● **Work required**: In the lines below, output everything from the first line through the line containing "const navItems = ['Activities', 'Tactical" exactly as it is. Pictures are not part of the output.

● **Data**:

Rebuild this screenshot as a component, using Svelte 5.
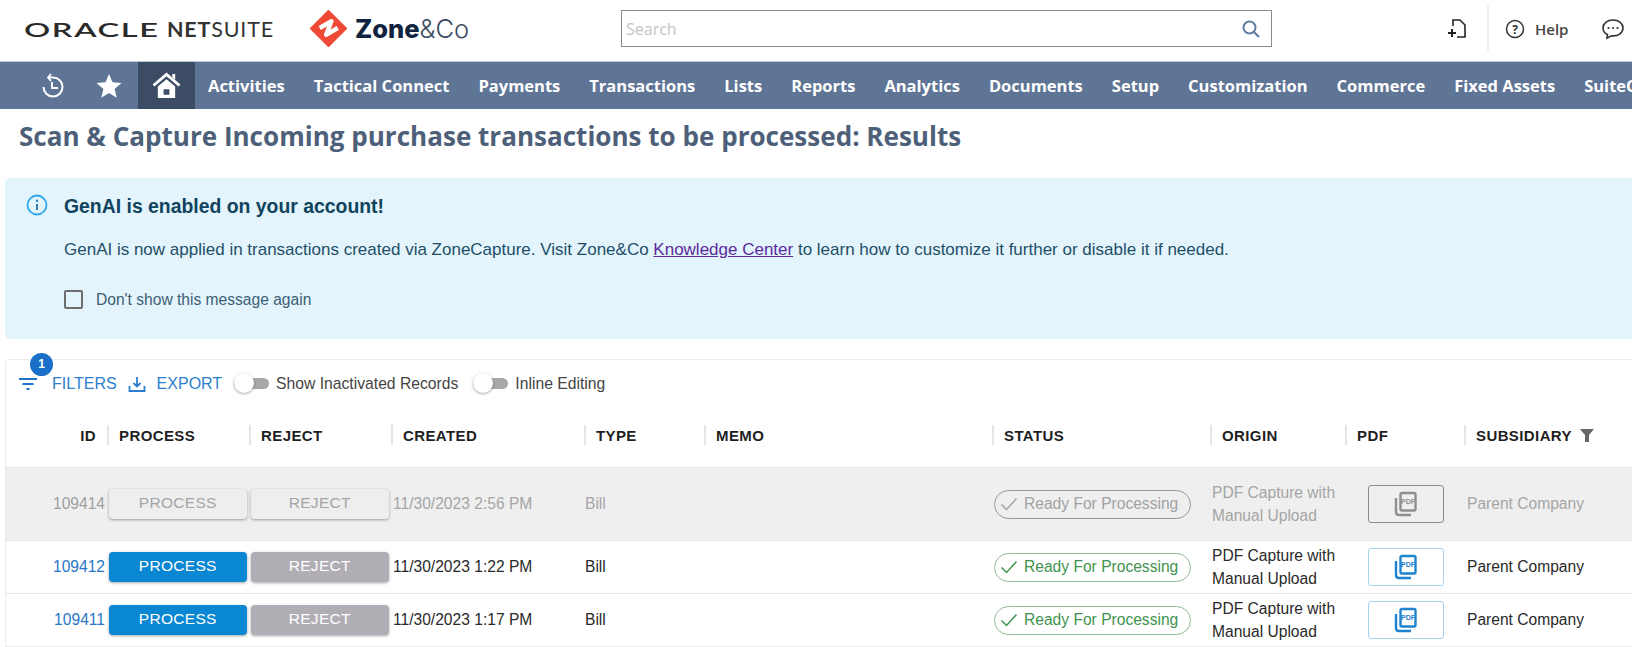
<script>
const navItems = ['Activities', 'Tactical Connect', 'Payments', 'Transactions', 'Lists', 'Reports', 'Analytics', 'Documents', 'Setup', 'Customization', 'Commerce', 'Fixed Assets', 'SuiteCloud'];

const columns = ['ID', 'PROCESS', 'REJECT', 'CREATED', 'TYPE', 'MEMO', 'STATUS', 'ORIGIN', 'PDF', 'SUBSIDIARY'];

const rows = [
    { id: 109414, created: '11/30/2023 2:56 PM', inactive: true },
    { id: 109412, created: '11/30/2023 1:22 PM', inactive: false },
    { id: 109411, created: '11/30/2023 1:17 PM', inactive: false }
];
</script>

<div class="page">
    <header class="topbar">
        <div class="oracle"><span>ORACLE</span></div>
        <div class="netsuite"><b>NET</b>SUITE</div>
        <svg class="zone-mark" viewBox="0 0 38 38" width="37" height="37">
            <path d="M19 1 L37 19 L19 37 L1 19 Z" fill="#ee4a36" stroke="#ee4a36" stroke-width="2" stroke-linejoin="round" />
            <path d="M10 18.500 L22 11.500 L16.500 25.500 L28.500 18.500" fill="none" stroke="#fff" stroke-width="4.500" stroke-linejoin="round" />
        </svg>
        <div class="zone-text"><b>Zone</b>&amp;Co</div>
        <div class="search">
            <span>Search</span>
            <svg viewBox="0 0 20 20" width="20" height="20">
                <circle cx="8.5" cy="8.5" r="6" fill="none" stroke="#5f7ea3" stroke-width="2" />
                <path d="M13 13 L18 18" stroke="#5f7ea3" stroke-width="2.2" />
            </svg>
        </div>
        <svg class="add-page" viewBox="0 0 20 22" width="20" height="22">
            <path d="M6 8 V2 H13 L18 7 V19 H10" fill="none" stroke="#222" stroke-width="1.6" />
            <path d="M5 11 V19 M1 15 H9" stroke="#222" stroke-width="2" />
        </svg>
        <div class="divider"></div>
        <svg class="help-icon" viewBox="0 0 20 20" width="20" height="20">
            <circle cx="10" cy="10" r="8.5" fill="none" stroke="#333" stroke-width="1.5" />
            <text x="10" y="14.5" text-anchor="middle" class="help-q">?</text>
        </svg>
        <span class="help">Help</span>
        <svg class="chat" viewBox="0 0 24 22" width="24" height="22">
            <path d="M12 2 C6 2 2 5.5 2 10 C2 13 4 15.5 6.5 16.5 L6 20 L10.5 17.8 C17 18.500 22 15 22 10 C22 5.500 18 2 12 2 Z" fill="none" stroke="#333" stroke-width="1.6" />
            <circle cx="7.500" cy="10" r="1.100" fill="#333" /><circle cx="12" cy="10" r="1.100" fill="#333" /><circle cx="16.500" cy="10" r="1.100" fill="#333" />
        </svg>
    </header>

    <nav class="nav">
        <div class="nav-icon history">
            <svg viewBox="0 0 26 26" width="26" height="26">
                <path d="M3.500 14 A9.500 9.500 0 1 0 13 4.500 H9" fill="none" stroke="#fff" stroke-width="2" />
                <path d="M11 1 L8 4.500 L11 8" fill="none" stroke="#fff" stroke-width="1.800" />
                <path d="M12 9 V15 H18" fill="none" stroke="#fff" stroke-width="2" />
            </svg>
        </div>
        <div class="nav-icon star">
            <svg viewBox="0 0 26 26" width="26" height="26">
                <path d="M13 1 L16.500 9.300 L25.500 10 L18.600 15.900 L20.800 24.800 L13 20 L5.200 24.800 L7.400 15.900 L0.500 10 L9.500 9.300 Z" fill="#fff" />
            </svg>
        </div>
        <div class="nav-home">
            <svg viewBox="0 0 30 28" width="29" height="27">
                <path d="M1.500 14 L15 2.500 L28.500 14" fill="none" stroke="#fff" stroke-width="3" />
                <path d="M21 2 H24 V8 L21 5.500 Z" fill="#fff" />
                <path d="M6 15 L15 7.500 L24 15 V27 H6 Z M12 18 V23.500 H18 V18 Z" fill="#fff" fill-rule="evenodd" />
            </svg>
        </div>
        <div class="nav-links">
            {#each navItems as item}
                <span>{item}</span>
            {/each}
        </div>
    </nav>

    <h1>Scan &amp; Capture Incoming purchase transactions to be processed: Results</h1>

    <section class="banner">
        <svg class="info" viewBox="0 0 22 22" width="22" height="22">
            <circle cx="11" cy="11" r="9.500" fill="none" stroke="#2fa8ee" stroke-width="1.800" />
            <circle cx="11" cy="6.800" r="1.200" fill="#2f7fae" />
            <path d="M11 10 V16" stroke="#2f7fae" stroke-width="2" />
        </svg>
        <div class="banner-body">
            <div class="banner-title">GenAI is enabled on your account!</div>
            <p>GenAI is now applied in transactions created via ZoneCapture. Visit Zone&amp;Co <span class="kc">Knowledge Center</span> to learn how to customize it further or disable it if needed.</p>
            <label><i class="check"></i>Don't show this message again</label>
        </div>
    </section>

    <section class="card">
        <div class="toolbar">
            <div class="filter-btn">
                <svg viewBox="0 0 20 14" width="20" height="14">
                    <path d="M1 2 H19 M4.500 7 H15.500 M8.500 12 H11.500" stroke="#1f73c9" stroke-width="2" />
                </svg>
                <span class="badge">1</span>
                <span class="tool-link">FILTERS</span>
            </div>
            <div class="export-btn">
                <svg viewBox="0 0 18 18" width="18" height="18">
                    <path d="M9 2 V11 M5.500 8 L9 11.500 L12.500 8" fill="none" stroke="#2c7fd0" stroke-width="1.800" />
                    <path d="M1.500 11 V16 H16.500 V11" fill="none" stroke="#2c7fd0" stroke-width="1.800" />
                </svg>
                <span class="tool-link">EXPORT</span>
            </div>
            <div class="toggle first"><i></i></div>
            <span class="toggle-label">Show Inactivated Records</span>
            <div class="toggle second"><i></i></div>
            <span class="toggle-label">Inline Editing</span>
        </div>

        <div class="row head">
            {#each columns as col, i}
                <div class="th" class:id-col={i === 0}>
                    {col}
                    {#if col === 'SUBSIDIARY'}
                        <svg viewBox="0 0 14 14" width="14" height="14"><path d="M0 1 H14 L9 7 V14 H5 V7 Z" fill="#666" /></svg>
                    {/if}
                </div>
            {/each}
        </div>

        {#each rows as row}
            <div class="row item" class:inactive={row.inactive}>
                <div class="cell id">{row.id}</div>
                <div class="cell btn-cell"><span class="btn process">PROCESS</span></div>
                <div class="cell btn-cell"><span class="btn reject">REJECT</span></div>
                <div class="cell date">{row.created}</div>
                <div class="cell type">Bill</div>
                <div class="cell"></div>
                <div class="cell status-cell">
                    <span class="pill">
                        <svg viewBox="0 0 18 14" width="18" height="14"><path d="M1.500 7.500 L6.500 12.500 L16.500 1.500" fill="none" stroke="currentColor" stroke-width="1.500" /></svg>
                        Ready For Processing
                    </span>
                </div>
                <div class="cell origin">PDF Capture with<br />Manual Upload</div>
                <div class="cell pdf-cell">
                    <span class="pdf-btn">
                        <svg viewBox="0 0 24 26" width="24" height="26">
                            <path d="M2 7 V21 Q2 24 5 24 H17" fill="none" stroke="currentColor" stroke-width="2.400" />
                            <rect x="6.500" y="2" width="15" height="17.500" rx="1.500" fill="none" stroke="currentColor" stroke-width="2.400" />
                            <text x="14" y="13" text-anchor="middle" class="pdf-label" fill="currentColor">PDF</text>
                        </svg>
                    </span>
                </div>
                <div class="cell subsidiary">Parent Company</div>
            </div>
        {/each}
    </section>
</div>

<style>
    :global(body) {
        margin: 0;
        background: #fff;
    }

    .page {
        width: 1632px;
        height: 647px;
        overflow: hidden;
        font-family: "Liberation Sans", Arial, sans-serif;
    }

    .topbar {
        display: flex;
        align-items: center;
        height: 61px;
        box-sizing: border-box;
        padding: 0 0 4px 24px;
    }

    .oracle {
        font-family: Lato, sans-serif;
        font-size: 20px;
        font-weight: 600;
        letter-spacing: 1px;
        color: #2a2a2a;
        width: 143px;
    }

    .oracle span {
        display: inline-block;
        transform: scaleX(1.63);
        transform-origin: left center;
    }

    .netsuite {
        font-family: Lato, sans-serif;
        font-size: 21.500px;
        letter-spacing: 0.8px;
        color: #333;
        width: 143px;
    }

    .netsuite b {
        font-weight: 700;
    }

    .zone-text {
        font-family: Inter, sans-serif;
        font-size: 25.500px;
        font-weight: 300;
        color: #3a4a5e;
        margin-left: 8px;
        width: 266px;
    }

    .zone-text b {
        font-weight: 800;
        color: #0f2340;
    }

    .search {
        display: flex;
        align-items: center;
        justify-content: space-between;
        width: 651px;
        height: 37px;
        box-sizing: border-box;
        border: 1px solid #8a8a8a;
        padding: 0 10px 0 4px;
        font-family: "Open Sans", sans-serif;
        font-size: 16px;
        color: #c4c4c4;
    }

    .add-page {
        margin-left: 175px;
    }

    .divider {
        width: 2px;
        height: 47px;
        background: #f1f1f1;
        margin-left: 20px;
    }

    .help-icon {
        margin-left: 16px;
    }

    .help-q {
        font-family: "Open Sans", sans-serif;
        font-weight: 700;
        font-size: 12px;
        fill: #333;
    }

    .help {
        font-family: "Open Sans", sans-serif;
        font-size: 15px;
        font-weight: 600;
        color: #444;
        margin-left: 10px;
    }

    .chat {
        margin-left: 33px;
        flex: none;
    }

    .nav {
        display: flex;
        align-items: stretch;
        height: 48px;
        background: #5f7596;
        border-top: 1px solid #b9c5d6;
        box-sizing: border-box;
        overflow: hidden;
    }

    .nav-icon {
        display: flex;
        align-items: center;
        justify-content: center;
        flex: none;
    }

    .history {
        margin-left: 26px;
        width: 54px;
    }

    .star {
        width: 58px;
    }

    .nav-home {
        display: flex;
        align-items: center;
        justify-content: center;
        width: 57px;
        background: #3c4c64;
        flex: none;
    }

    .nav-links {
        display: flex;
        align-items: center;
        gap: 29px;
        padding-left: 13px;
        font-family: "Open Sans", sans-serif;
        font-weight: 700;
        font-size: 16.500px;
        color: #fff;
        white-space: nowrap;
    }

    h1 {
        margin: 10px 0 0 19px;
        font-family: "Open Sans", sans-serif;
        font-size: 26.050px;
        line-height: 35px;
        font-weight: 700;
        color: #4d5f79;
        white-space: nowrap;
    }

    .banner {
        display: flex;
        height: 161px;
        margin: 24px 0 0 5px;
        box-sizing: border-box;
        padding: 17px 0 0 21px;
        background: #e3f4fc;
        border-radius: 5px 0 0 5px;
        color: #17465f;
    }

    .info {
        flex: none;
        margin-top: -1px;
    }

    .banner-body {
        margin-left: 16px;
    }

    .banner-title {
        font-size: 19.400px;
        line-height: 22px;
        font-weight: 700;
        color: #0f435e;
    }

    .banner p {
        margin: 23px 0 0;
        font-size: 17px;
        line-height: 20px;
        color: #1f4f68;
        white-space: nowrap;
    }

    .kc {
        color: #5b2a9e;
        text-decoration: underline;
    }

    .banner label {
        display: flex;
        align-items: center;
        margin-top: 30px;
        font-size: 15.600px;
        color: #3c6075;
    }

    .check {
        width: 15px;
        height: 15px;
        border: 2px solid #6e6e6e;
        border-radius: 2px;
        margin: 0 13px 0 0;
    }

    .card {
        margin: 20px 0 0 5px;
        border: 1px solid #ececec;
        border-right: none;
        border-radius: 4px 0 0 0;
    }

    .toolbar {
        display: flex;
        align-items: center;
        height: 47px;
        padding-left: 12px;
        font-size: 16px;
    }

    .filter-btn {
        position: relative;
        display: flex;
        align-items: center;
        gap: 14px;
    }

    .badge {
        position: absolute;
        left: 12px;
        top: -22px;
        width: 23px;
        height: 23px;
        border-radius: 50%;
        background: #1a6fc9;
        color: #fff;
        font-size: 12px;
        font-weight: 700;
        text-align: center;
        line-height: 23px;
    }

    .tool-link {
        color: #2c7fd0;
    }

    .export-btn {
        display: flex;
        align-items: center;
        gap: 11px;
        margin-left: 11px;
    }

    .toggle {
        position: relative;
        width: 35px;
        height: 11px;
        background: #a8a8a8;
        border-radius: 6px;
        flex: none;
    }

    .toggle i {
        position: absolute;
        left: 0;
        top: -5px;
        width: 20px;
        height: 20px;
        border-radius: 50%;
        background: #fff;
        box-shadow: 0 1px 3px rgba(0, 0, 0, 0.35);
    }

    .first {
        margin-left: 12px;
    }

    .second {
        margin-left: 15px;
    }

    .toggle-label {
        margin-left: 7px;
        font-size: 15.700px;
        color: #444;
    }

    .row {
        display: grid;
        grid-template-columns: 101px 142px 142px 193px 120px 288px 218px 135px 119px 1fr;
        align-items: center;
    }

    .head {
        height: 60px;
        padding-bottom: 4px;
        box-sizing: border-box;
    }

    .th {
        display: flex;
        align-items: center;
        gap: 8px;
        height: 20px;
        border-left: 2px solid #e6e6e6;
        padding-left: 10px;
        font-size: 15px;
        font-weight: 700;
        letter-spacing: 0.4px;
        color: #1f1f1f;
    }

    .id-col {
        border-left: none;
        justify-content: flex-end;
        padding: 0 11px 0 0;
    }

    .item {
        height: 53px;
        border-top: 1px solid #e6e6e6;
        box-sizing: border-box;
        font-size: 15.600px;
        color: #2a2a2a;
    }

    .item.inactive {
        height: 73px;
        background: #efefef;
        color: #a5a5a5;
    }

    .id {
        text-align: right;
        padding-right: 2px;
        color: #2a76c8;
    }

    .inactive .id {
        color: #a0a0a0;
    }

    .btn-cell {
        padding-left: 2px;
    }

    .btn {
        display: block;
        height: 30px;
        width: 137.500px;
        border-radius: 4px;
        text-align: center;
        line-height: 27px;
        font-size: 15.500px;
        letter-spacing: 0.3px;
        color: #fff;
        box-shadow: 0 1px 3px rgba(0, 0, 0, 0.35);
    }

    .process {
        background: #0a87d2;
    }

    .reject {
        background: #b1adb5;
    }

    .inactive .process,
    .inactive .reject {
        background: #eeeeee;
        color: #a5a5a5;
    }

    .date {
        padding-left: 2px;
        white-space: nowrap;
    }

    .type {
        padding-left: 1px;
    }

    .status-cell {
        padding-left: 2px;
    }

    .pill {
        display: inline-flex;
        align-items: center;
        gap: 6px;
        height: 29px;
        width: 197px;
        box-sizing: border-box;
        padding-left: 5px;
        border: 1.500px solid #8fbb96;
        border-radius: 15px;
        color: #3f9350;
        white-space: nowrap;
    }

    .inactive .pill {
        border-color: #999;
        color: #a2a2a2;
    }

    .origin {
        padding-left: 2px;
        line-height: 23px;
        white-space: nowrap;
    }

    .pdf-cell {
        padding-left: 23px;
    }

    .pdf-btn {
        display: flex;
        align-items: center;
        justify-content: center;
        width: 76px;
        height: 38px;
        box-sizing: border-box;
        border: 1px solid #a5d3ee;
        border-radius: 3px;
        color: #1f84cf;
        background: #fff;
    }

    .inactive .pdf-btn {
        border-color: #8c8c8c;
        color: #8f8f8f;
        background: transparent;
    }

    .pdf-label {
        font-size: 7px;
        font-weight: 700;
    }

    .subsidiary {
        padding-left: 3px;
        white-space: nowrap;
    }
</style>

● **Solution for this problem**:
Rebuild this screenshot as a component, using Svelte 5.
<script>
const navItems = ['Activities', 'Tactical Connect', 'Payments', 'Transactions', 'Lists', 'Reports', 'Analytics', 'Documents', 'Setup', 'Customization', 'Commerce', 'Fixed Assets', 'SuiteCloud'];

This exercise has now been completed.